Case 2: $x^4 - 5x^2 + 4 = 0$. This is a quadratic equation in $x^2$. Let $y = x^2$. $y^2 - 5y + 4 = 0$ Factoring the quadratic: $(y - 1)(y - 4) = 0$ Substituting back $y = x^2$: $(x^2 - 1)(x^2 - 4) = 0$ This yields two possibilities:

• $x^2 - 1 = 0 \implies x^2 = 1 \implies x = \pm 1$.
• $x^2 - 4 = 0 \implies x^2 = 4 \implies x = \pm 2$.

Combining all values, the critical points are $x = -2, -1, 0, 1, 2$.

Step 3: Analyze the sign of $f'(x)$ around the critical points. The expression for $f'(x)$ is: $f'(x) = \frac{2x(x-1)(x+1)(x-2)(x+2)}{2 + e^{x^2}}$ Since the denominator $2 + e^{x^2}$ is always positive, the sign of $f'(x)$ is determined by the sign of the numerator: $N(x) = 2x(x-1)(x+1)(x-2)(x+2)$. We arrange the critical points in increasing order: $-2, -1, 0, 1, 2$. These points divide the number line into six intervals. We analyze the sign of $N(x)$ in each interval.

Step 4: Identify the number of local maximum (m) and local minimum (n) points.

• Local Maximum Points (m): occur where $f'(x)$ changes from positive to negative.

  • At $x = -1$, $f'(x)$ changes from $+$ to $-$. This is a local maximum.
  • At $x = 1$, $f'(x)$ changes from $+$ to $-$. This is a local maximum. So, $m = 2$.

• Local Minimum Points (n): occur where $f'(x)$ changes from negative to positive.

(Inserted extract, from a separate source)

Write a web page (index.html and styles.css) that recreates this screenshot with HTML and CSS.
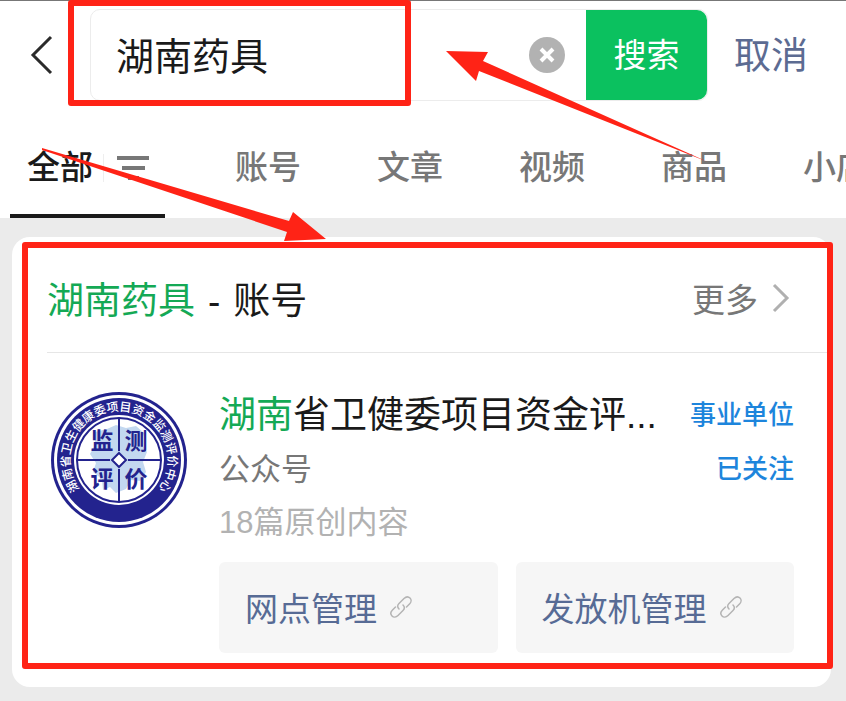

  • At $x = -2$, $f'(x)$ changes from $-$ to $+$. This is a local minimum.
  • At $x = 0$, $f'(x)$ changes from $-$ to $+$. This is a local minimum.
  • At $x = 2$, $f'(x)$ changes from $-$ to $+$. This is a local minimum. So, $n = 3$.

Step 5: Form the ordered pair (m, n). We found $m=2$ and $n=3$. The ordered pair is $(2, 3)$.

1. Common Mistakes & Tips

• Incorrect application of Leibniz's Rule: Ensure the derivative of the variable limit ($b'(x)$ and $a'(x)$) is multiplied correctly. Forgetting $b'(x)$ is a common error.
• Sign analysis errors: Carefully check the sign of each factor and the overall product in each interval. A sign error will lead to misclassification of critical points.
• Ignoring the denominator: While the denominator $2+e^{x^2}$ is always positive here, in other problems, a denominator could be zero or change sign, introducing additional critical points or affecting sign changes. Always check the denominator.
• Confusing Maxima and Minima: Remember the sign changes: positive to negative for a maximum, negative to positive for a minimum.

1. Summary

To determine the number of local maximum and minimum points of the given function, we first found its derivative $f'(x)$ using Leibniz's Rule for differentiating integrals. We then identified the critical points by setting $f'(x)=0$. The critical points were found by solving $2x(x^4 - 5x^2 + 4) = 0$, leading to $x \in \{-2, -1, 0, 1, 2\}$. Finally, we analyzed the sign changes of $f'(x)$ around these critical points. A change from positive to negative in $f'(x)$ indicates a local maximum, and a change from negative to positive indicates a local minimum. This analysis revealed 2 local maximum points ($m=2$) and 3 local minimum points ($n=3$). Therefore, the ordered pair $(m, n)$ is $(2, 3)$.

The final answer is $\boxed{(2, 3)}$, which corresponds to option (B).